I thought about perhaps he might accept a hug from Johnny...Dally knows Johnny's home life sucks so he might accept like a three second hug to help his friend feel better, but he would absolutely not want it to last long and definitely wouldn't choose to admit that it made him feel a little good to wrap someone up in his arms. He strikes me as someone who is super touch starved and in need of a good long hug, but he very much hates the idea of admitting how he feels or what he needs. He wants to be hugged and held deep down but like hell he's gonna admit it, ESPECIALLY to his greaser friends.
I think Darry would try to get him to open up, try to get him to at least cope healthily, but he likely wouldn't get far. I imagine he'd try every time they got a moment alone, but that wouldn't be often, and Dally would always walk away from it without having made much progress at all. The most Darry can do is try to keep him from getting hurt or in too much trouble with the law. It's not much but if it weren't for Darry and the gang, Dally would've died a lot sooner than he did, and if they'd gotten there before the cops did he might have had a chance to make it.

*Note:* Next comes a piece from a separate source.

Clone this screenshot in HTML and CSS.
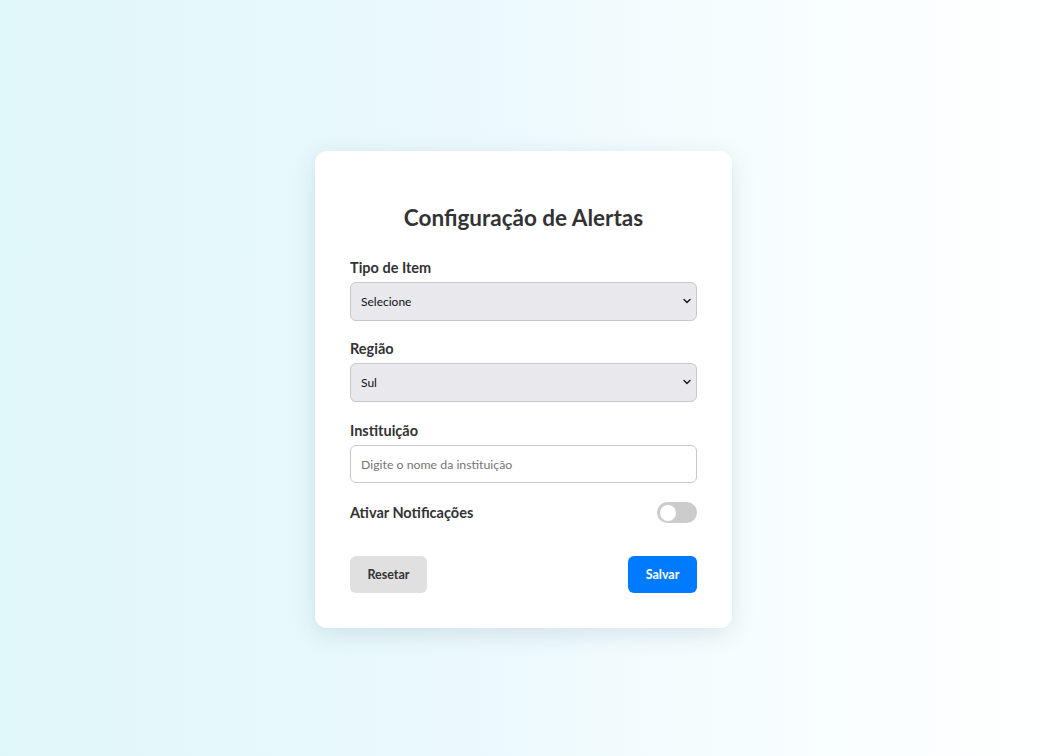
FILE: index.html
```html
<!DOCTYPE html>
<html lang="pt-BR">
<head>
<meta charset="utf-8">
<title>Configuração de Alertas</title>
<link rel="stylesheet" href="styles.css">
</head>
<body>
<main class="page">
  <form class="card">
    <h2 class="title">Configuração de Alertas</h2>
    <div class="group">
      <label class="label" for="tipo">Tipo de Item</label>
      <div class="select-wrap">
        <select id="tipo" class="select"><option>Selecione</option></select>
        <svg class="chev" viewBox="0 0 10 10" width="10" height="10"><path d="M2 3.5 L5 6.5 L8 3.5" fill="none" stroke="#222" stroke-width="1.5" stroke-linecap="round" stroke-linejoin="round"/></svg>
      </div>
    </div>
    <div class="group group-wide">
      <label class="label" for="regiao">Região</label>
      <div class="select-wrap">
        <select id="regiao" class="select"><option>Sul</option></select>
        <svg class="chev" viewBox="0 0 10 10" width="10" height="10"><path d="M2 3.5 L5 6.5 L8 3.5" fill="none" stroke="#222" stroke-width="1.5" stroke-linecap="round" stroke-linejoin="round"/></svg>
      </div>
    </div>
    <div class="group">
      <label class="label" for="inst">Instituição</label>
      <input id="inst" class="input" type="text" placeholder="Digite o nome da instituição">
    </div>
    <div class="toggle-row">
      <span class="label">Ativar Notificações</span>
      <span class="switch"><span class="knob"></span></span>
    </div>
    <div class="actions">
      <button type="button" class="btn btn-reset">Resetar</button>
      <button type="button" class="btn btn-save">Salvar</button>
    </div>
  </form>
</main>
</body>
</html>
```
FILE: styles.css
```css
* { box-sizing: border-box; }
html, body { margin: 0; height: 100%; }
body {
  font-family: Lato, "Noto Sans", sans-serif;
  background: linear-gradient(to right, #e0f7fa 0%, #ebf9fd 45%, #f6fdfe 70%, #ffffff 100%);
  color: #333;
}
.page {
  height: 756px;
  display: flex;
  justify-content: center;
  align-items: center;
  padding: 23px 7px 0 0;
}
.card {
  width: 417px;
  background: #fff;
  border-radius: 12px;
  padding: 35px 35px 35px;
  box-shadow: 0 6px 24px rgba(0, 60, 80, 0.12);
}
.title {
  margin: 18px 0 27px;
  text-align: center;
  font-size: 22.5px;
  line-height: 28px;
  font-weight: 700;
  color: #333;
}
.group { margin-bottom: 19px; }
.group-wide { margin-bottom: 20px; }
.label {
  display: block;
  font-size: 14.5px;
  line-height: 17px;
  font-weight: 700;
  color: #333;
  margin-bottom: 6px;
}
.select-wrap { position: relative; }
.select {
  appearance: none;
  -webkit-appearance: none;
  display: block;
  width: 100%;
  height: 39px;
  padding: 0 10px;
  font-family: Lato, "Noto Sans", sans-serif;
  font-size: 12px;
  color: #111;
  background: #e9e8ed;
  border: 1px solid #c8c8cc;
  border-radius: 6px;
}
.chev {
  position: absolute;
  right: 5px;
  top: 14px;
  pointer-events: none;
}
.input {
  display: block;
  width: 100%;
  height: 38px;
  padding: 0 10px;
  font-family: Lato, "Noto Sans", sans-serif;
  font-size: 12.3px;
  color: #333;
  background: #fff;
  border: 1px solid #c8c8cc;
  border-radius: 6px;
}
.input::placeholder { color: #757575; }
.toggle-row {
  display: flex;
  justify-content: space-between;
  align-items: center;
  height: 21px;
  margin-bottom: 33px;
}
.toggle-row .label { margin-bottom: 0; }
.switch {
  position: relative;
  width: 40px;
  height: 21px;
  border-radius: 11px;
  background: #ccc;
}
.knob {
  position: absolute;
  left: 3px;
  top: 2.5px;
  width: 16px;
  height: 16px;
  border-radius: 50%;
  background: #fff;
}
.actions {
  display: flex;
  justify-content: space-between;
}
.btn {
  height: 37px;
  border: none;
  border-radius: 6px;
  font-family: Lato, "Noto Sans", sans-serif;
  font-size: 12.5px;
  font-weight: 700;
  padding: 0;
}
.btn-reset { background: #e0e0e0; color: #333; width: 77px; }
.btn-save { background: #007bff; color: #fff; width: 69px; }
```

Even if he's a major asshole half the time who doesn't like to open up and generally doesn't seem like a good dude in most situations, his friends enjoy his company and care about him, they want him around despite everything about him. Ponyboy looks up to him. They mourned his death because he meant a great deal to them, he sucked but he cared just as much as they did, he just did it in his own way that painted him in a bad light to everyone but the gang.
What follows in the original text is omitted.